Preparation and enhanced thermal performance of novel (solid to gel) form-stable eutectic PCM modified by nano-graphene platelets

Abstract

This study presents the development of form-stable eutectic mixtures, modified with nanoscale structures for enhanced thermal performance. These additives may result in the next generation of phase change materials (PCMs) for thermal energy storage systems. An appropriate gelling or thickening agent (2-hydroxypropyl ether cellulose) is introduced so that the PCM will lose its fluidity, become form-stable, and the liquid leakage problem will be overcome. Nano-graphene platelets (NGPs) are added in order to enhance the thermal properties and overall heat transfer. Differential scanning calorimetry (DSC) was carried out for the thermal analysis of the PCMs. The paper experimentally studied in detail the enhanced thermo-physical properties required for stimulating and modelling the PCM in energy storage applications such as specific heat, thermal diffusivity, thermal conductivity, enthalpy, and density.
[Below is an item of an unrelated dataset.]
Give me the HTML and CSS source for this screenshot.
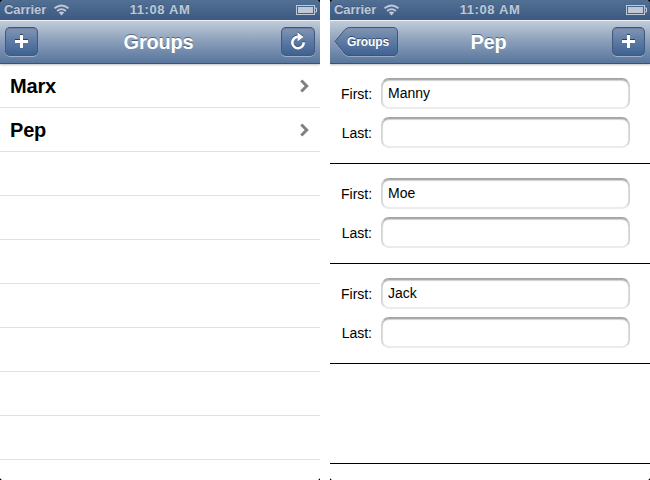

The principle of the T-history method was applied using a parallel plate heating/cooling guarded plate apparatus to determine the true phase transition temperatures of bulk PCM. The supercooling of the enhanced shape stable mixture was found to be less than 0.1°C. The thermal reliability test indicated that the enhanced form-stable eutectic mixture had reliable thermal performance over a postulated lifetime of 80 years. As a result, the developed form stable PCM eutectic mixture is a promising material for thermal energy storage.